There are some aspects of the 1960s reconstruction that I am curious about. I suspect the “grand foyer” must be higher in level than where the original “tea room” was. It seems that the original circle was shortened also, as including the rows of “loge seats” at the front, the original went past the “kink” in the right wall—approximately, I think, where the dividing wall between IMAX/IMPACT auditoria is. Case study blurb from the contractors and consultants involved mentions weight limitations of the concrete slab floor, so I’m guessing this part of the original circle was removed.

Where is the remaining piece of 1927 wallpaper located behind the right wall? Must be near the first (from the rear) vertical “cove”?

On the coloured lighting—I can see what you mean by “1980s disco”—although I rather like all things 1980s—at least other than bad hairstyles and ripped jeans! Although the “uplighting” at the bottom of the screen could be a different colour?

P.S. I can’t remember if I’ve posted the link before, but there was an article in Light + Sound International magazine on the 1980s Equisse Design refurb (on p19.)

CF100 on August 4, 2017 at 5:30 pm

zappomatic: Never been to the Empire Casino, not having any interest in gambling nor drinking!

There are lots of “360 degree” photos of the Empire Casino on Google Maps—it seems the Icon Bar is accessed from the corridor from the main entrance and is not integrated with the main casino area?

Zappomatic on August 7, 2017 at 11:12 am

CF100: Yes, there’s a staircase to the right as you go in. Once you’re up on that level the bar is sort of L-shaped.

Zappomatic on August 10, 2017 at 7:13 am

Cineworld’s first half year results presentation features an image of part of the foyer refurb. Starfield ceiling is gone and no more carpet, but they’re keeping the brass handrails and picking this out with gold accents in the ceiling. Sadly it doesn’t show what’s happening to the retail section of the foyer.

Zappomatic on August 10, 2017 at 5:32 pm

Foyer as seen in 1986:

CF100 on August 11, 2017 at 12:08 pm

Zappomatic: Thanks for the info on the foyer rendering. Here’s the link: (

LSQ is listed as “Refurbishment starting” (p17 – PDF page number) although according to an article in The Telegraph , “[LSQ] will get a makeover at the end of the year.”

I’ve just spent the last hour being very angry and grumbling to myself about Cineworld not “getting” the Empire LS (as a flagship venue with decades of heritage) and simply wanting to engage in a rebranding exercise for the sake of it.
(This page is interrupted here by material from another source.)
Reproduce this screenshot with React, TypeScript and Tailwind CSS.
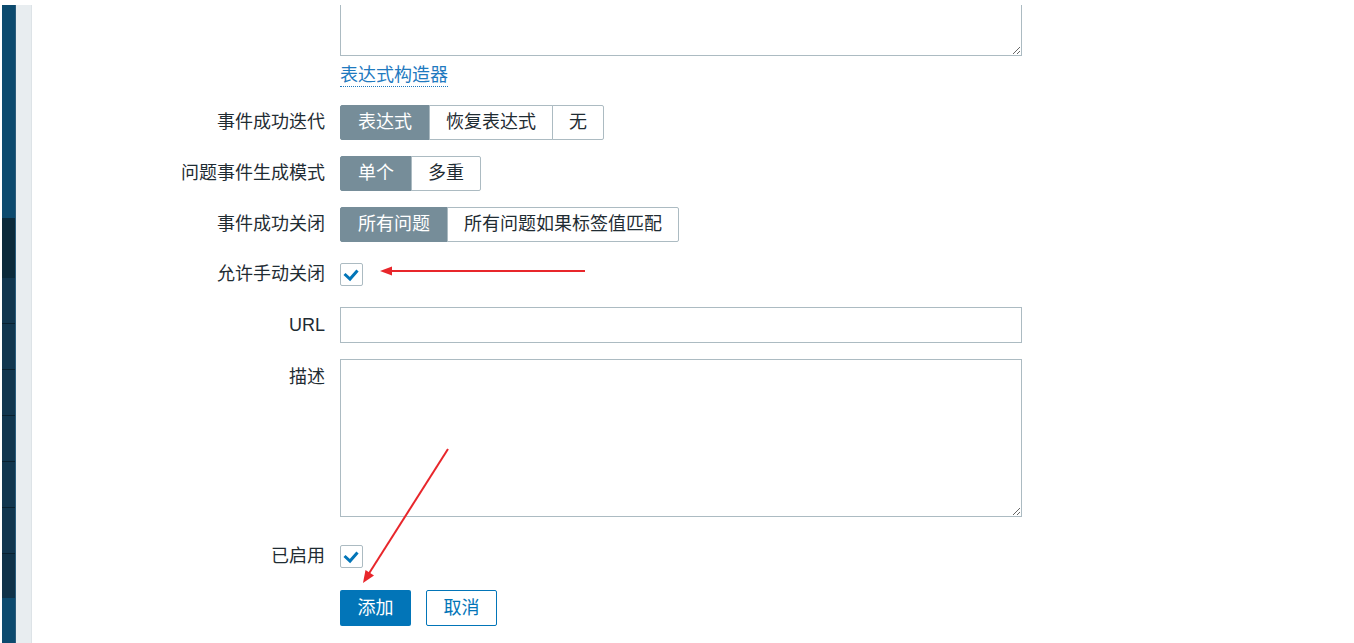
import React from 'react'

const font = { fontFamily: '"Liberation Sans", "Noto Sans CJK SC", sans-serif' }

function Label({ children, top }: { children: React.ReactNode; top?: boolean }) {
  return (
    <div className={`w-[293px] shrink-0 text-right text-[18px] text-[#1f2c33] ${top ? 'leading-[36px]' : ''}`}>
      {children}
    </div>
  )
}

function Segmented({ items }: { items: string[] }) {
  return (
    <div className="flex h-[35px]">
      {items.map((item, i) => (
        <div
          key={item}
          className={`flex items-center text-[18px] border ${i > 0 ? '-ml-px px-4' : 'px-[17px]'} ${
            i === 0
              ? 'bg-[#768d99] border-[#768d99] text-white rounded-l-[2px]'
              : 'bg-white border-[#acbbc2] text-[#1f2c33]'
          } ${i === items.length - 1 ? 'rounded-r-[2px]' : ''}`}
        >
          {item}
        </div>
      ))}
    </div>
  )
}

function Checkbox() {
  return (
    <div className="w-[23px] h-[23px] border border-[#acbbc2] rounded-[2px] bg-white">
      <svg width="21" height="21" viewBox="0 0 21 21">
        <path d="M3.5 10 L9 15 L16.5 6.5" fill="none" stroke="#0275b8" strokeWidth="3" />
      </svg>
    </div>
  )
}

const sideSegments = [
  { h: 'h-[45px]', line: false },
  { h: 'h-[46px]', line: true },
  { h: 'h-[46px]', line: true },
  { h: 'h-[46px]', line: true },
  { h: 'h-[46px]', line: true },
  { h: 'h-[46px]', line: true },
  { h: 'h-[45px]', line: true },
]

export default function App() {
  return (
    <div className="h-[643px] w-[1354px] overflow-hidden bg-white pt-[5px] relative" style={font}>
      <div className="flex h-full">
        {/* Sidebar */}
        <div className="w-[2px] shrink-0 bg-white" />
        <div className="w-[14px] shrink-0 flex flex-col border-r border-[#2b5d7d]">
          <div className="h-[213px] bg-[#0c4a6e]" />
          <div className="h-[60px] bg-[#0b2a3b]" />
          {sideSegments.map((s, i) => (
            <div
              key={i}
              className={`${s.h} ${i === 6 ? 'bg-[#0f3249]' : 'bg-[#11364f]'} ${s.line ? 'border-t border-[#09202f]' : ''}`}
            />
          ))}
          <div className="flex-1 bg-[#0c4a6e]" />
        </div>
        <div className="w-[16px] shrink-0 bg-[#e8edf0] border-r border-[#dde3e7]" />

        {/* Form */}
        <div className="flex-1 flex flex-col overflow-hidden">
          <div className="flex -mt-[20px]">
            <Label>{''}</Label>
            <textarea
              className="ml-[15px] w-[682px] h-[71px] border border-[#acbbc2] bg-white outline-none"
              defaultValue=""
            />
          </div>
          <div className="flex mt-[8px]">
            <Label>{''}</Label>
            <div className="ml-[15px]">
              <span className="inline-block text-[18px] leading-[22px] text-[#1f7abf] border-b border-dotted border-[#1f7abf]">
                表达式构造器
              </span>
            </div>
          </div>

          <div className="flex items-center mt-[17px]">
            <Label>事件成功迭代</Label>
            <div className="ml-[15px]">
              <Segmented items={['表达式', '恢复表达式', '无']} />
            </div>
          </div>
          <div className="flex items-center mt-[16px]">
            <Label>问题事件生成模式</Label>
            <div className="ml-[15px]">
              <Segmented items={['单个', '多重']} />
            </div>
          </div>
          <div className="flex items-center mt-[16px]">
            <Label>事件成功关闭</Label>
            <div className="ml-[15px]">
              <Segmented items={['所有问题', '所有问题如果标签值匹配']} />
            </div>
          </div>

          <div className="flex items-center h-[35px] mt-[15px]">
            <Label>允许手动关闭</Label>
            <div className="ml-[15px]">
              <Checkbox />
            </div>
          </div>

          <div className="flex items-center mt-[15px]">
            <Label>URL</Label>
            <input
              className="ml-[15px] w-[682px] h-[36px] border border-[#acbbc2] bg-white outline-none px-2"
              defaultValue=""
            />
          </div>

          <div className="flex items-start mt-[16px]">
            <Label top>描述</Label>
            <textarea
              className="ml-[15px] w-[682px] h-[158px] border border-[#acbbc2] bg-white outline-none"
              defaultValue=""
            />
          </div>

          <div className="flex items-center h-[35px] mt-[22px]">
            <Label>已启用</Label>
            <div className="ml-[15px]">
              <Checkbox />
            </div>
          </div>

          <div className="flex mt-[16px]">
            <Label>{''}</Label>
            <div className="ml-[15px] flex gap-[15px]">
              <button className="w-[71px] h-[36px] rounded-[2px] bg-[#0275b8] text-white text-[18px]">添加</button>
              <button className="w-[71px] h-[36px] rounded-[2px] border border-[#0275b8] bg-white text-[#0275b8] text-[18px]">
                取消
              </button>
            </div>
          </div>
        </div>
      </div>

      {/* Annotation arrows */}
      <svg className="absolute left-0 top-0 pointer-events-none" width="1354" height="643">
        <line x1="585" y1="271" x2="388" y2="271" stroke="#e8262b" strokeWidth="2" />
        <polygon points="380,271 392,266.5 392,275.5" fill="#e8262b" />
        <line x1="448" y1="449" x2="368" y2="575" stroke="#e8262b" strokeWidth="2" />
        <polygon points="363,583 365.5,570 374,575.5" fill="#e8262b" />
      </svg>
    </div>
  )
}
OTOH, actually it’s a pretty bold piece of reimaging. I’m assuming expensive finishes and I guess the ceiling, in a way, is a nod to the existing one. Lots of concealed lighting and coving too.

Would be nice to see what they have in mind for the main section though. They had better put in some decent seating!

I assume they won’t be moving concessions to the stop of the stairs as queues would block the route to the IMPACT and 7/8/9 screens, and they still have the “curved” section with a poster (or maybe LED display?)

Talking of which, it looks like there are small LED displays above each auditorium entrance.

Reading through the presentation, Cineworld discuss their multiple “premium screens” approach so the addition of 4DX in Screen 2 and not the IMPACT screen makes sense.

A previous presentation (p29 – PDF page number) says “4DX and Super Screen expected to be installed in Leicester Square” so I wonder if any changes will be made to the IMPACT screen? To keep it at the currently available state of the art they need to install laser projection, which has very good black levels thus obviating the need for masking.

CF100 on August 11, 2017 at 12:09 pm

Re: 1986 foyer photos — little changed since the 1962 reconstruction, I think, right down to the (very nice) carpet?

I guess the “Empire — The First 100 Years” (to the right of the stairs in is related to the same titled book (by David High.)

I can never work out why the section with the sloped ceiling (presumably due to the stadium seating structure above) is “curtained off” in these old (pre late 1980s refurb) photos…

Zappomatic on August 13, 2017 at 4:45 pm

Screen 2 now seems to have closed for its conversion to 4DX. To compensate West End Unlimited card holders no longer pay a surcharge for the Superscreen.

Zappomatic on August 17, 2017 at 2:07 pm

Row A has made a reappearance on the bookable seat map for the Superscreen (or what Empire called Impact). This row was originally beanbag seating, but it’s absent in most photos of the screen – seats start at row B which causes a lot of people to sit in the wrong wrong as the row letters and seat numbers are on the floor and are very hard to see, so they count the rows. I’ll report back tomorrow as to whether this is just an error on the website or if some sort of seating has been installed here.

Zappomatic on August 18, 2017 at 5:52 pm

As expected the non-existent row A being bookable is just an error. The view from Empire’s short-lived beanbag seats must have been truly terrible.